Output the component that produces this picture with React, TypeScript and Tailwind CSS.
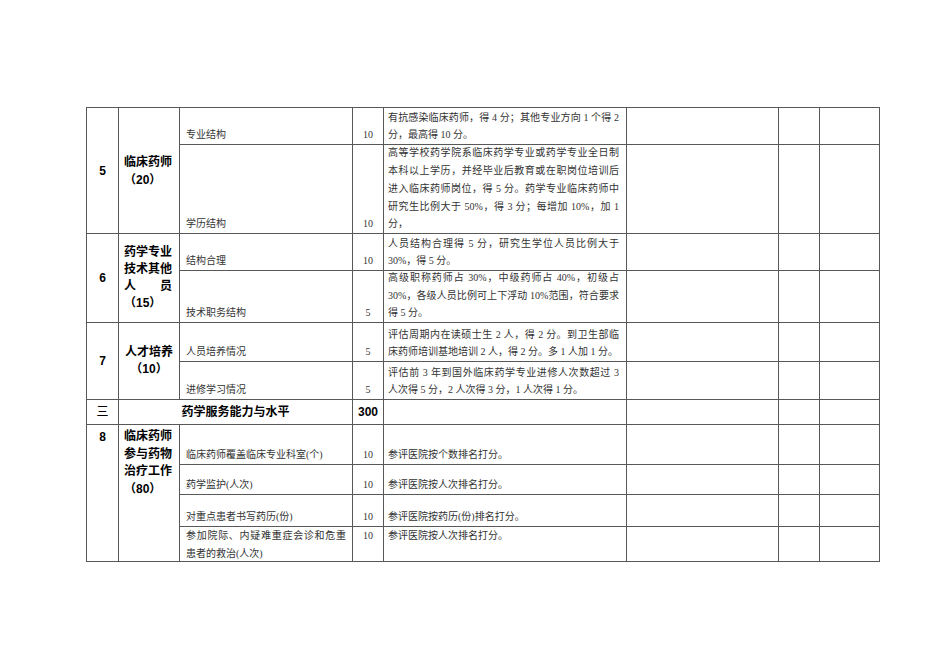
import React from "react";

const B = "border-r border-b border-[#585858]";
const BODY = "font-['Liberation_Serif','Noto_Sans_CJK_SC',serif] text-[10px] leading-[17.7px] text-[#333]";
const HEAD = "font-['Liberation_Sans','Noto_Sans_CJK_SC',sans-serif] font-bold text-[12px] text-black";

function Lines({ lines }: { lines: string[] }) {
  return (
    <div className="w-full">
      {lines.map((l, i) => (
        <div
          key={i}
          className={i < lines.length - 1 ? "whitespace-nowrap text-justify [text-align-last:justify]" : "whitespace-nowrap"}
        >
          {l}
        </div>
      ))}
    </div>
  );
}

function Empties({ row }: { row: string }) {
  return (
    <>
      <div className={`${B} col-start-6 ${row}`} />
      <div className={`${B} col-start-7 ${row}`} />
      <div className={`${B} col-start-8 ${row}`} />
    </>
  );
}

export default function App() {
  return (
    <div className="min-h-[672px] w-[950px] bg-white pl-[86px] pt-[107px]">
      <div className="grid w-fit grid-cols-[32px_61px_173px_31px_243px_152px_41px_60px] grid-rows-[37px_89px_37px_52px_39px_38px_25px_40px_30px_32px_35px] border-l border-t border-[#585858]">
        {/* Group 5 */}
        <div className={`${B} ${HEAD} col-start-1 row-start-1 row-span-2 flex items-center justify-center`}>5</div>
        <div className={`${B} ${HEAD} col-start-2 row-start-1 row-span-2 flex flex-col justify-center pl-[5px] leading-[18px]`}>
          <div>临床药师</div>
          <div>（20）</div>
        </div>
        <div className={`${B} ${BODY} col-start-3 row-start-1 flex items-end px-[6px]`}>专业结构</div>
        <div className={`${B} ${BODY} col-start-4 row-start-1 flex items-end justify-center`}>10</div>
        <div className={`${B} ${BODY} col-start-5 row-start-1 flex items-end pl-[4px] pr-[7px]`}>
          <Lines lines={["有抗感染临床药师，得 4 分；其他专业方向 1 个得 2", "分，最高得 10 分。"]} />
        </div>
        <Empties row="row-start-1" />

        <div className={`${B} ${BODY} col-start-3 row-start-2 flex items-end px-[6px]`}>学历结构</div>
        <div className={`${B} ${BODY} col-start-4 row-start-2 flex items-end justify-center`}>10</div>
        <div className={`${B} ${BODY} col-start-5 row-start-2 flex items-end pl-[4px] pr-[7px]`}>
          <Lines
            lines={[
              "高等学校药学院系临床药学专业或药学专业全日制",
              "本科以上学历，并经毕业后教育或在职岗位培训后",
              "进入临床药师岗位，得 5 分。药学专业临床药师中",
              "研究生比例大于 50%，得 3 分；每增加 10%，加 1",
              "分，",
            ]}
          />
        </div>
        <Empties row="row-start-2" />

        {/* Group 6 */}
        <div className={`${B} ${HEAD} col-start-1 row-start-3 row-span-2 flex items-center justify-center`}>6</div>
        <div className={`${B} ${HEAD} col-start-2 row-start-3 row-span-2 flex flex-col justify-center pl-[5px] leading-[17px]`}>
          <div>药学专业</div>
          <div>技术其他</div>
          <div className="flex w-[48px] justify-between">
            <span>人</span>
            <span>员</span>
          </div>
          <div>（15）</div>
        </div>
        <div className={`${B} ${BODY} col-start-3 row-start-3 flex items-end px-[6px]`}>结构合理</div>
        <div className={`${B} ${BODY} col-start-4 row-start-3 flex items-end justify-center`}>10</div>
        <div className={`${B} ${BODY} col-start-5 row-start-3 flex items-end pl-[4px] pr-[7px]`}>
          <Lines lines={["人员结构合理得 5 分，研究生学位人员比例大于", "30%，得 5 分。"]} />
        </div>
        <Empties row="row-start-3" />

        <div className={`${B} ${BODY} col-start-3 row-start-4 flex items-end px-[6px]`}>技术职务结构</div>
        <div className={`${B} ${BODY} col-start-4 row-start-4 flex items-end justify-center`}>5</div>
        <div className={`${B} ${BODY} col-start-5 row-start-4 flex items-end pl-[4px] pr-[7px]`}>
          <Lines
            lines={[
              "高级职称药师占 30%，中级药师占 40%，初级占",
              "30%，各级人员比例可上下浮动 10%范围，符合要求",
              "得 5 分。",
            ]}
          />
        </div>
        <Empties row="row-start-4" />

        {/* Group 7 */}
        <div className={`${B} ${HEAD} col-start-1 row-start-5 row-span-2 flex items-center justify-center`}>7</div>
        <div className={`${B} ${HEAD} col-start-2 row-start-5 row-span-2 flex flex-col justify-center text-center leading-[17px]`}>
          <div>人才培养</div>
          <div>（10）</div>
        </div>
        <div className={`${B} ${BODY} col-start-3 row-start-5 flex items-end px-[6px]`}>人员培养情况</div>
        <div className={`${B} ${BODY} col-start-4 row-start-5 flex items-end justify-center`}>5</div>
        <div className={`${B} ${BODY} col-start-5 row-start-5 flex items-end pl-[4px] pr-[7px]`}>
          <Lines
            lines={[
              "评估周期内在读硕士生 2 人，得 2 分。到卫生部临",
              "床药师培训基地培训 2 人，得 2 分。多 1 人加 1 分。",
            ]}
          />
        </div>
        <Empties row="row-start-5" />

        <div className={`${B} ${BODY} col-start-3 row-start-6 flex items-end px-[6px]`}>进修学习情况</div>
        <div className={`${B} ${BODY} col-start-4 row-start-6 flex items-end justify-center`}>5</div>
        <div className={`${B} ${BODY} col-start-5 row-start-6 flex items-end pl-[4px] pr-[7px]`}>
          <Lines
            lines={[
              "评估前 3 年到国外临床药学专业进修人次数超过 3",
              "人次得 5 分，2 人次得 3 分，1 人次得 1 分。",
            ]}
          />
        </div>
        <Empties row="row-start-6" />

        {/* Section 三 */}
        <div className={`${B} font-['Liberation_Sans','Noto_Sans_CJK_SC',sans-serif] text-[12px] text-black col-start-1 row-start-7 flex items-center justify-center`}>三</div>
        <div className={`${B} ${HEAD} col-start-2 col-span-2 row-start-7 flex items-center justify-center`}>药学服务能力与水平</div>
        <div className={`${B} ${HEAD} col-start-4 row-start-7 flex items-center justify-center`}>300</div>
        <div className={`${B} col-start-5 row-start-7`} />
        <Empties row="row-start-7" />

        {/* Group 8 */}
        <div className={`${B} ${HEAD} col-start-1 row-start-8 row-span-4 flex justify-center pt-[4px] leading-[17.5px]`}>8</div>
        <div className={`${B} ${HEAD} col-start-2 row-start-8 row-span-4 flex flex-col pl-[5px] pt-[3px] leading-[17.5px]`}>
          <div>临床药师</div>
          <div>参与药物</div>
          <div>治疗工作</div>
          <div>（80）</div>
        </div>

        <div className={`${B} ${BODY} col-start-3 row-start-8 flex items-end px-[6px]`}>临床药师覆盖临床专业科室(个)</div>
        <div className={`${B} ${BODY} col-start-4 row-start-8 flex items-end justify-center`}>10</div>
        <div className={`${B} ${BODY} col-start-5 row-start-8 flex items-end pl-[4px] pr-[7px]`}>参评医院按个数排名打分。</div>
        <Empties row="row-start-8" />

        <div className={`${B} ${BODY} col-start-3 row-start-9 flex items-end px-[6px]`}>药学监护(人次)</div>
        <div className={`${B} ${BODY} col-start-4 row-start-9 flex items-end justify-center`}>10</div>
        <div className={`${B} ${BODY} col-start-5 row-start-9 flex items-end pl-[4px] pr-[7px]`}>参评医院按人次排名打分。</div>
        <Empties row="row-start-9" />

        <div className={`${B} ${BODY} col-start-3 row-start-10 flex items-end px-[6px]`}>对重点患者书写药历(份)</div>
        <div className={`${B} ${BODY} col-start-4 row-start-10 flex items-end justify-center`}>10</div>
        <div className={`${B} ${BODY} col-start-5 row-start-10 flex items-end pl-[4px] pr-[7px]`}>参评医院按药历(份)排名打分。</div>
        <Empties row="row-start-10" />

        <div className={`${B} ${BODY} col-start-3 row-start-11 flex items-start px-[6px] leading-[17.5px]`}>
          <Lines lines={["参加院际、内疑难重症会诊和危重", "患者的救治(人次)"]} />
        </div>
        <div className={`${B} ${BODY} col-start-4 row-start-11 flex items-start justify-center leading-[17.5px]`}>10</div>
        <div className={`${B} ${BODY} col-start-5 row-start-11 flex items-start pl-[4px] pr-[7px] leading-[17.5px]`}>参评医院按人次排名打分。</div>
        <Empties row="row-start-11" />
      </div>
    </div>
  );
}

Your objective → Extract the lines exactly, please: the first line of the listing, the line with "import React from", and every line between them, but no pictures.

Task response →
Output the component that produces this picture with React, TypeScript and Tailwind CSS.
import React from "react";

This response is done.